TORONTO — As a young basketball fan in Philadelphia, Kyle Lowry watched his 76ers battle the Toronto Raptors in a thrilling seven-game Eastern Conference semifinal.
Now the Raptors are hoping the 26-year-old point guard can bring them back to heights they haven’t seen in over a decade.
Lowry was introduced along with another new acquisition, swingman Landry Fields, at Air Canada Centre on Tuesday.
Raptors general manager Bryan Colangelo said they are “giving the keys” to Lowry with hopes that he can become the cornerstone of a young, emerging team.
“This is a great opportunity for myself, for this team to grow, and being given the keys I think I can drive this car to (becoming) a playoff team,” Lowry said.
Lowry was acquired last week in a trade with the Houston Rockets that saw forward Gary Forbes and a protected future first-round draft choice go the other way.
“When I found out about the trade I actually went online and looked at the roster, looked at the YouTube clips of guys and I even got more excited seeing the opportunity and the talent that’s on this team,” Lowry said.
The Raptors haven’t been to the playoffs since the 2007-08 season, and haven’t progressed past the first round since that 2001 East semifinal against Philadelphia that Lowry called “one of the best series I’ve ever witnessed on TV, period.”
The six-year veteran may get them back there if he continues to improve.

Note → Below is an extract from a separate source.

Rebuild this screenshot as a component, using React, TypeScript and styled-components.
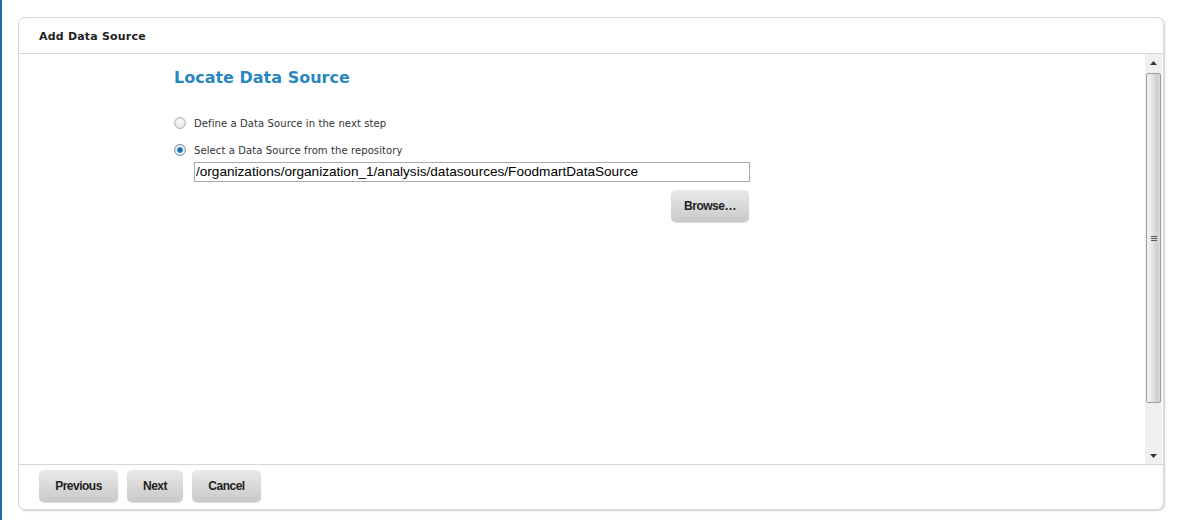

Lowry averaged a career-best 14.3 points to go along with 6.6 assists over 47 games with the Rockets last season.
He also showed toughness on defence and averaged 4.5 rebounds a game, putting him in the top 10 at his position.
“We’ve got a young, talented guard that is just coming into his prime,” Colangelo said.
“He’s performed at a top-10 level in the point-guard category the last couple of years, and I feel that given the opportunity to take over a team … and he has a chance to continue to grow in that position and continue to develop into an elite point guard.”
Lowry said he and Fields will help the team’s defensive makeover, something that head coach Dwane Casey started last season with promising results.
“I think the defence has gotten better instantly,” Lowry said. “We’ve got a big fella (rookie centre Jonas Valanciunas) coming over I think that helps, but … I really can’t wait to step on the floor with this team and see what T-dot’s all about.”
Fields, meanwhile, came to Toronto as a restricted free agent.
The Raptors signed him to an offer sheet believed to be worth around US$20 million over three years, and the Knicks declined to match.
“I was willing to go wherever,” Fields said. “I just wanted to be part of a winning team and whether it was here or New York I just wanted to give it my all.”
Fields saw his numbers decline in New York last season after a promising rookie campaign.
Still, he averaged 4.5 rebounds a game and Colangelo believes he will flourish in a system that stresses ball distribution, rather than in New York where superstar Carmelo Anthony needs a lot of touches.
“His on-court production, what I’ll call pre-Carmelo Anthony was a lot better than post-Carmelo Anthony,” Colangelo said. “And that’s not a shot at Carmelo by any means it’s just the roster composition was different, the flow of the offence was different and the outlook, including a coaching change, was different.”
Fields could play primarily at small forward, with James Johnson leaving via trade and with the Raptors already set at shooting guard with DeMar DeRozan. Wherever he plays, he will be counted on to provide offence and take some of the heat off DeRozan and high-scoring forward Andrea Bargnani.
“That was one of the main reasons why the Raptors were so enticing to me,” Fields said. “Not only can I come in and defend, but the opportunity offensively was right there.”
With the team rebuilding around Lowry, the future for point guard Jose Calderon is uncertain. Calderon is an excellent passer and makes few mistakes when he has the ball, but Lowry is a clear upgrade defensively at the position.
“We’ve got two starting-calibre point guards, and that’s not easy to find that kind of a combination,” Colangelo said. “Finding the chemistry around that is obviously something that takes some management.
“I know that Jose’s a professional. Having said that he’s not entirely thrilled with the situation but at the same time he’s a pro and I think he’ll show up and play.”